Over the first three games of the second round against the San Jose Sharks, the Vegas Golden Knights have taken 20 penalties. Through the entire first round against the Los Angeles Kings, the Golden Knights had 13. In Game 2 alone, the Golden Knights took 11 fouls.
The problem is, the Knights are much better at full strength, especially against the Sharks. While their penalty kill has played well, the Sharks have converted on 3-of-16 power plays. That’s an 18.75 percent conversion rate.
Of the Sharks’ seven goals in this series, five have come when the Golden Knights have just four skaters (at 4-on-4 or on the penalty kill). That goes to six if you count Evander Kane’s goal in game 3, which came just four seconds after a Vegas penalty expired.
That’s not the only problem the Knights are having when not at full strength.
With five skaters on ice, the Golden Knights have seized control of both series. Their Corsi numbers over the postseason with a full squad: 482-352 (57.8 percent). With four or fewer skaters: 28-128 (17.9 percent). That includes 4-on-4 hockey.

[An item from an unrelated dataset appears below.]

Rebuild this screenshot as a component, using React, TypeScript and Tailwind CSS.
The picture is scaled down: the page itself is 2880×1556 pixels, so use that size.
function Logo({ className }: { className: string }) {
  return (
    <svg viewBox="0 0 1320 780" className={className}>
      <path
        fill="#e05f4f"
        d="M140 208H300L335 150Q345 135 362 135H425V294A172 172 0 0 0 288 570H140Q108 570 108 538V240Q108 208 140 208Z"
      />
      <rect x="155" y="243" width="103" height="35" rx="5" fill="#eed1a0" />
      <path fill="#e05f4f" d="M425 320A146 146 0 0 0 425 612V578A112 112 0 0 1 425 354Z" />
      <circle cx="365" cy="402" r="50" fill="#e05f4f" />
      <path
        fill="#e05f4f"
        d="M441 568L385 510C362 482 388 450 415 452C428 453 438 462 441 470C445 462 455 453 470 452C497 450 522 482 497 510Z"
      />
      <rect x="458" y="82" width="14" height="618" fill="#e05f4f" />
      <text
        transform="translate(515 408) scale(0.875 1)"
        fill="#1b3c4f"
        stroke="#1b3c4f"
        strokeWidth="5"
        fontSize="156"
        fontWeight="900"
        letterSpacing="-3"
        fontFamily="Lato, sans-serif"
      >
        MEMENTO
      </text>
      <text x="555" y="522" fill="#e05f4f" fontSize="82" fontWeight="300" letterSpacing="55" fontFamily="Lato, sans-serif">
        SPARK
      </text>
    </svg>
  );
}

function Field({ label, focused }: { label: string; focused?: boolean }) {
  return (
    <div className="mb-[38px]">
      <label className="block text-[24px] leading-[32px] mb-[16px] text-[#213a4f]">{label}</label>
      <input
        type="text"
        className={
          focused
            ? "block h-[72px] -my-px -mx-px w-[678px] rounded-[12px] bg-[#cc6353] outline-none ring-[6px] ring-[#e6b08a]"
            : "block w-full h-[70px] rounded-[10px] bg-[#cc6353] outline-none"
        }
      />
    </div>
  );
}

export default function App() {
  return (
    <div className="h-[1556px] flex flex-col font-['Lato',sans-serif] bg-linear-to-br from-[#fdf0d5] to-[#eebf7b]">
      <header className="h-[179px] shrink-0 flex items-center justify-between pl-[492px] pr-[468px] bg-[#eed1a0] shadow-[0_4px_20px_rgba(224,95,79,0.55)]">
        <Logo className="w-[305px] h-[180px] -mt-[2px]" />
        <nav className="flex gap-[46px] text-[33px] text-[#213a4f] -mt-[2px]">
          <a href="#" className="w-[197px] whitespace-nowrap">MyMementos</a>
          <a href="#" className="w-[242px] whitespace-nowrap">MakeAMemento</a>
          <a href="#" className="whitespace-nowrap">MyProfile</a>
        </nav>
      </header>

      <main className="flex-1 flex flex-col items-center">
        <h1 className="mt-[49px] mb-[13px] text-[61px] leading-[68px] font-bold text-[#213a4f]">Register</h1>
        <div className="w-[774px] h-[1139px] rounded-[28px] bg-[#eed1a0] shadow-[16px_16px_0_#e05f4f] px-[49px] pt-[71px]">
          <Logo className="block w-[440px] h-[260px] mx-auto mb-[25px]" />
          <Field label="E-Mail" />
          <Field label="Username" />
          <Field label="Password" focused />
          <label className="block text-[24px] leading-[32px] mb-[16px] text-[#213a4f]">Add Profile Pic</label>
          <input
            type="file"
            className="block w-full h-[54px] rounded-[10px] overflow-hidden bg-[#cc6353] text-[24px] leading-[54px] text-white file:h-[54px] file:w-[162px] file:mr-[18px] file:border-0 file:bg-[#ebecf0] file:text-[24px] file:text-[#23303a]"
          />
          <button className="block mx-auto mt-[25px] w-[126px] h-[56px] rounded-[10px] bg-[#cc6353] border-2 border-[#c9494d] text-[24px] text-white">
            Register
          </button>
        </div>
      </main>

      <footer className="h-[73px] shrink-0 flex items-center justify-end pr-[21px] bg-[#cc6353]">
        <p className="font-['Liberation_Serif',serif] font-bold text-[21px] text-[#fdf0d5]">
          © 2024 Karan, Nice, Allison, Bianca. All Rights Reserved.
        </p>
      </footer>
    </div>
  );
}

That’s not where the noticeable differences end. Shots are 213-179 with five skaters (54.3 percent), 20-3 in terms of goals (87 percent), 89-51 in high danger chances (63.6 percent).

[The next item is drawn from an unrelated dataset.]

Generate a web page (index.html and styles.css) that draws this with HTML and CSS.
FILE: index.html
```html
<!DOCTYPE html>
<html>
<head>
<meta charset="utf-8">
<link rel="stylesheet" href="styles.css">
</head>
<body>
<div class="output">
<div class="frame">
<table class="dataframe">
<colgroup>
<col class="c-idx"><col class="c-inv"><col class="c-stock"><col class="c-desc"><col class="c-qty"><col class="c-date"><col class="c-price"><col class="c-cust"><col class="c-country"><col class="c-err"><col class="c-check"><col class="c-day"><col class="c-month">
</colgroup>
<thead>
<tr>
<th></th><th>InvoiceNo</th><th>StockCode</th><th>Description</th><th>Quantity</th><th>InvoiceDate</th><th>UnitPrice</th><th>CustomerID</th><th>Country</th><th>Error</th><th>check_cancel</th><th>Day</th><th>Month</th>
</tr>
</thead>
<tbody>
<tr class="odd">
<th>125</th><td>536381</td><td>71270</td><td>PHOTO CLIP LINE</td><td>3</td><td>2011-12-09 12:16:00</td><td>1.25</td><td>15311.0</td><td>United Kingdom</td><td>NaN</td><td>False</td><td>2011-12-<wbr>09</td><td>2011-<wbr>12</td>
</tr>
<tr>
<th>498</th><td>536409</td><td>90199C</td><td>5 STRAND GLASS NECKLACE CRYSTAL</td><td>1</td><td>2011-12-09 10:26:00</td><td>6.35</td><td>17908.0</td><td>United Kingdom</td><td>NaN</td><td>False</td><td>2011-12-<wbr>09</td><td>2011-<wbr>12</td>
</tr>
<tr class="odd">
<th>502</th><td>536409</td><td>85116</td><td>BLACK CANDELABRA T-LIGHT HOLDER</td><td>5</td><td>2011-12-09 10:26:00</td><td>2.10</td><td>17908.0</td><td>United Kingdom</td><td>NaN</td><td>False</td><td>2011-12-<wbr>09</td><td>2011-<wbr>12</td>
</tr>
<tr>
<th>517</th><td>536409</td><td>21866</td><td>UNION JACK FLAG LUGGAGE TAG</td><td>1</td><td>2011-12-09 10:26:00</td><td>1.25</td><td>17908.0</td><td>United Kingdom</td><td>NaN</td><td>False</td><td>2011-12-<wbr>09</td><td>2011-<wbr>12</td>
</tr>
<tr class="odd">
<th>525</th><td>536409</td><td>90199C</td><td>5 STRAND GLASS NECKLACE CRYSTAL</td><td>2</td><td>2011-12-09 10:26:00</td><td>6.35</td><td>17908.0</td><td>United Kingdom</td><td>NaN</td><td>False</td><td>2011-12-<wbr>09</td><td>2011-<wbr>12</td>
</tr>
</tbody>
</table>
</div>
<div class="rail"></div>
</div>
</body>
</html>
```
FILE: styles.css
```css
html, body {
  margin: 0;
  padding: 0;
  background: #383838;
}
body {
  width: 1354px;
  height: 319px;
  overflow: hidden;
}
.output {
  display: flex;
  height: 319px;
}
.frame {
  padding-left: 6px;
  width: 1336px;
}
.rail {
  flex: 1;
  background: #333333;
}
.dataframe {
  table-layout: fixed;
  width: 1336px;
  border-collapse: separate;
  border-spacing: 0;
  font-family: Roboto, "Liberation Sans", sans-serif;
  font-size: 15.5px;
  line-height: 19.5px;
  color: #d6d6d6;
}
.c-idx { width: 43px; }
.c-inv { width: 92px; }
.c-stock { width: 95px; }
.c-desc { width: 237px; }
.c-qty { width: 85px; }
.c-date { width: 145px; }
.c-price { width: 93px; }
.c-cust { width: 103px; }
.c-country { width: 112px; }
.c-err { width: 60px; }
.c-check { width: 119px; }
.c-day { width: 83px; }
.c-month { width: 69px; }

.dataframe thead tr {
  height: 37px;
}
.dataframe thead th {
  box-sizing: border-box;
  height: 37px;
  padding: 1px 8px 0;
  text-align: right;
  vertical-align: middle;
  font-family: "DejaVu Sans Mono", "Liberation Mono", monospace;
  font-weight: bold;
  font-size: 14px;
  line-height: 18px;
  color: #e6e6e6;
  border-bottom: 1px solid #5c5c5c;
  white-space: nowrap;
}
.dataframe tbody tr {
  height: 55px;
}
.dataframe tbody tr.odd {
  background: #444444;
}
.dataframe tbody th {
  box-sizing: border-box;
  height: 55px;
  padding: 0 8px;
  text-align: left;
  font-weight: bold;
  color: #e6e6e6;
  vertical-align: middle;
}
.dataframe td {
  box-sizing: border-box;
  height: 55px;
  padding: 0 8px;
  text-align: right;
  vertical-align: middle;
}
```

With four or fewer: shots are 14-71 (16.5), goals are 1-7 (12.5), and 1-24 in terms of high danger chances (four percent).

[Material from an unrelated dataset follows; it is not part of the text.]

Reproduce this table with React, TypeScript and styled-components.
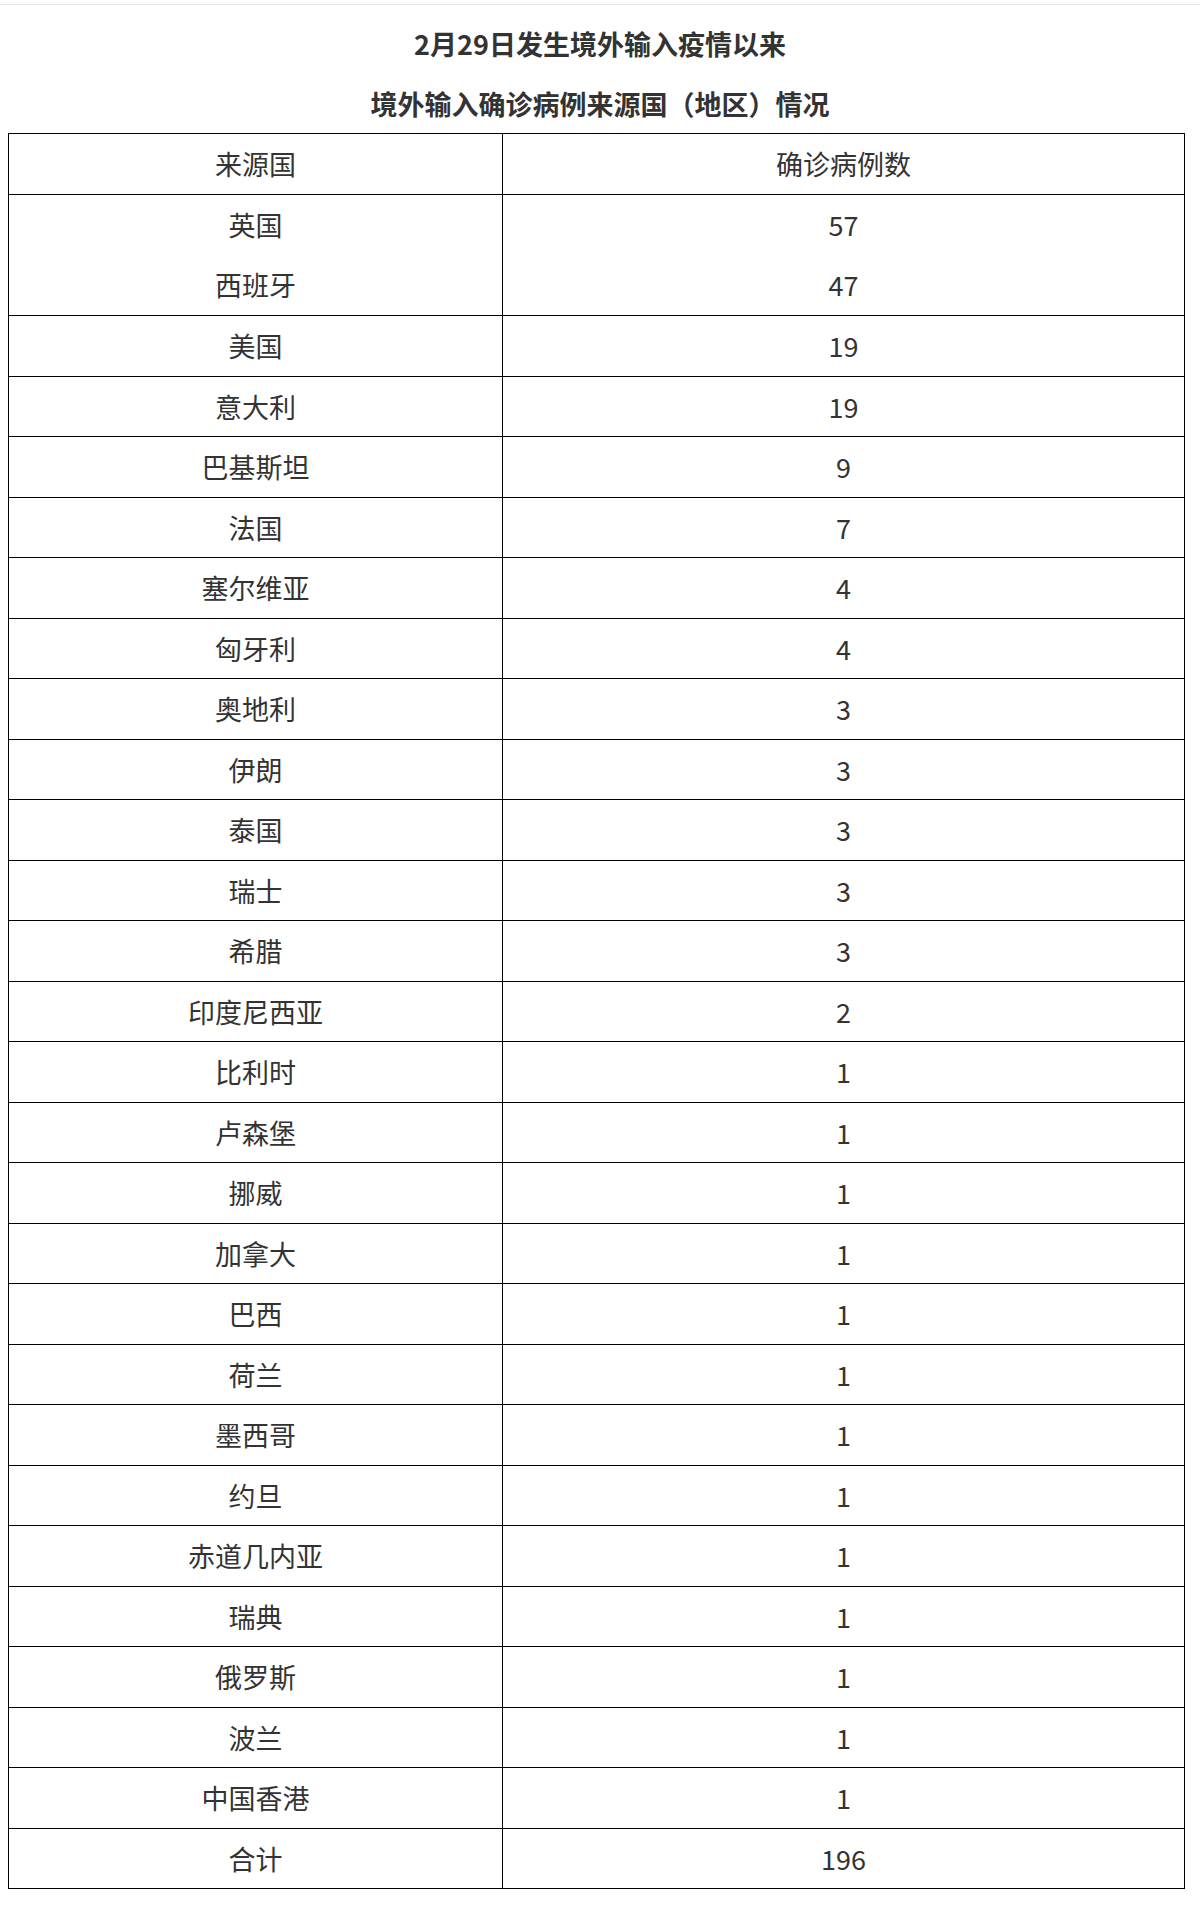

The Golden Knights are a dominant possession team, but they have to keep everyone on ice. This postseason, when the Golden Knights take the same or fewer penalty minutes than the opponent, they’re 5-0. They’re 1-1 when taking more. Their one win came in game 4 against the Kings, a 1-0 victory.
Staying out of the box has never been more important to the Golden Knights. This isn’t the regular season when Vegas can go 21-10-4 while taking more penalties than the opponent. No matter how good the penalty kill is, the Sharks are going to get good chances with more open ice.
That’s why six of their seven goals have come with the Golden Knights down a man. It’s why they’re outplaying Vegas on the power play and at 4-on-4. It’s why San Jose is still hanging around in this series.
The Golden Knights have to be the more disciplined team, as they were for much of the series against Los Angeles. If they can do that, and stop taking reckless penalties, then they can get the series back on their terms, under their control. That’s how they win.